The basis for this would be that ‘one’ was the leader, ‘two’ the follower, and ‘three’ (thari) the late-comer. (We will look at the etymology of numbers in a future article and we will see there that the naming of numbers is often based on simple thing like this.) Universally, we have many variations of ‘three’ that pronounce like trei, drei, troi, trai, etc. – but certainly suggestive of a common source for the term. In fact, the English th in ‘three’ (pronounced as in ‘thought’) is again the exception rather than the rule.

The last set of terms we will look at are those along the line of thale: i.e. that employ an l instead of r. Incidentally, a thale in Setswana is a thread or tangible line, and a line is something that extends far more in one direction than the other, i.e. is elongated.

This, it is clear, is the sense entailed in ‘tall’ (an evident variation of thale). In botany (and borrowed from Latin), a ‘thallus’ is a plant ‘undifferentiated into true roots, stem and leaves’ i.e. shaped like one continuous thread or filament.

In another sense, when one is able to keep a ‘thread’ or ‘line’ of thought, one is ‘bo-thale’ (clever) in Setswana, and this relates semantically to ‘tally’ (count, calculate) – an act that requires reasoning.

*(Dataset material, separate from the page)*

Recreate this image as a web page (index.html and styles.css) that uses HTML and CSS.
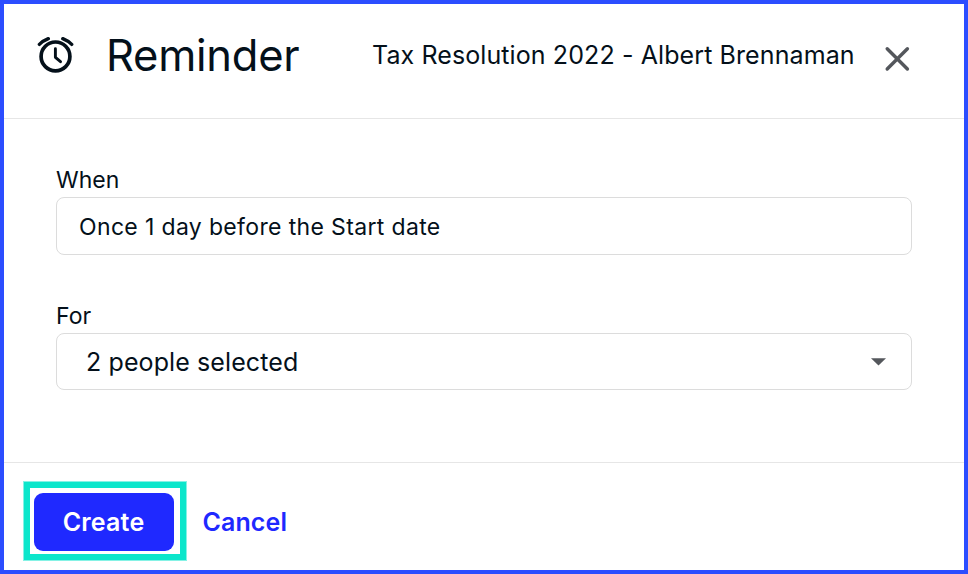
FILE: index.html
```html
<!DOCTYPE html>
<html lang="en">
<head>
    <meta charset="UTF-8">
    <meta name="viewport" content="width=device-width, initial-scale=1.0">
    <title>Reminder</title>
    <link rel="stylesheet" href="styles.css">
</head>
<body>
    <div class="modal">
        <header class="modal-header">
            <svg class="clock" width="38" height="38" viewBox="0 0 38 38" fill="none" stroke="#04101a" stroke-width="3.7" stroke-linecap="round" stroke-linejoin="round">
                <circle cx="18.5" cy="20.4" r="14.4"/>
                <path stroke-width="3.4" d="M2.4 8.4 Q6 4.8 11.3 2.7 M25.8 2.7 Q31 4.8 34.7 8.4"/>
                <path stroke-width="2.9" d="M18.4 12.8 V21.3 L23.5 25.7"/>
            </svg>
            <h1>Reminder</h1>
            <span class="subtitle">Tax Resolution 2022 - Albert Brennaman</span>
            <button class="close" aria-label="Close">
                <svg width="26" height="26" viewBox="0 0 26 26" fill="none" stroke="#54575c" stroke-width="3.4" stroke-linecap="round">
                    <path d="M3.2 2.8 L23.4 23 M23.4 2.8 L3.2 23"/>
                </svg>
            </button>
        </header>
        <div class="modal-body">
            <div class="field">
                <label>When</label>
                <div class="input">Once 1 day before the Start date</div>
            </div>
            <div class="field">
                <label>For</label>
                <div class="input select">
                    <span>2 people selected</span>
                    <svg width="15" height="8" viewBox="0 0 15 8"><path d="M0 0.2 H15 L7.5 7.4 Z" fill="#54575c"/></svg>
                </div>
            </div>
        </div>
        <footer class="modal-footer">
            <div class="highlight">
                <button class="create">Create</button>
            </div>
            <button class="cancel">Cancel</button>
        </footer>
    </div>
</body>
</html>
```
FILE: styles.css
```css
* {
    box-sizing: border-box;
}
body {
    margin: 0;
    font-family: Inter, sans-serif;
    color: #04101a;
}
button {
    border: 0;
    padding: 0;
    background: none;
    font-family: inherit;
    cursor: pointer;
}
svg {
    display: block;
}
.modal {
    display: flex;
    flex-direction: column;
    height: 574px;
    border: 4px solid #2b4dff;
    background-color: #fff;
}
.modal-header {
    display: flex;
    height: 115px;
    padding-left: 33px;
    border-bottom: 1px solid #e6e6e6;
}
.clock {
    margin-top: 32px;
}
h1 {
    width: 266px;
    margin: 24px 0 0 31px;
    font-size: 43.5px;
    font-weight: 400;
    letter-spacing: -0.25px;
    line-height: 54px;
    white-space: nowrap;
}
.subtitle {
    width: 512px;
    margin-top: 35px;
    font-size: 25px;
    letter-spacing: 0.1px;
    line-height: 32px;
    white-space: nowrap;
}
.close {
    align-self: flex-start;
    margin-top: 42px;
}
.modal-body {
    height: 343px;
    padding: 45px 52px 0;
}
.field {
    height: 136px;
}
label {
    display: block;
    height: 33px;
    padding-top: 2px;
    font-size: 23px;
    line-height: 28px;
}
.input {
    display: flex;
    align-items: center;
    height: 58px;
    padding: 2px 22px 0;
    border: 1px solid #dcdcdc;
    border-radius: 8px;
    font-size: 23px;
    letter-spacing: 0.35px;
}
.select {
    justify-content: space-between;
    height: 57px;
    padding: 1px 25px 0 29px;
    font-size: 25px;
    letter-spacing: 0.1px;
}
.modal-footer {
    display: flex;
    flex: 1;
    padding: 19px 0 0 20px;
    border-top: 1px solid #e6e6e6;
}
.highlight {
    width: 162px;
    height: 78px;
    padding: 5px 4px;
    border: 6px solid #0ce6cb;
    box-shadow: 0 0 0 1px rgba(12, 230, 203, 0.5);
}
.create {
    width: 140px;
    height: 58px;
    padding-right: 1px;
    border-radius: 9px;
    background-color: #1f29ff;
    color: #fff;
    font-size: 25px;
    font-weight: 600;
    letter-spacing: 0.2px;
}
.cancel {
    height: 80px;
    margin-left: 16.5px;
    color: #1f29ff;
    font-size: 25px;
    font-weight: 600;
    letter-spacing: 0.1px;
}
```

Mo-thale (‘way’ or ‘line’ of [doing something]) definitely relates to ‘model’: a device that demonstrates how something is done. Although dictionaries relate the etymology of ‘model’ to ‘ideal’ (i.e. ‘mo-ideal’) I still relate ‘ideal’ to i-thale (a way, a line, an approach – the ‘i’ being an Nguni-type definite article that precedes a noun)! Finally, let us consider the etymology of ‘thread’ itself. Can we relate it directly to ‘thale’? The suffix ‘-ed’ (as in ‘emaciated, contrived’, etc.) means ‘having become’, and thus ‘thread’ is simply ‘thale-ed’ with the now-familiar l to r sound-change!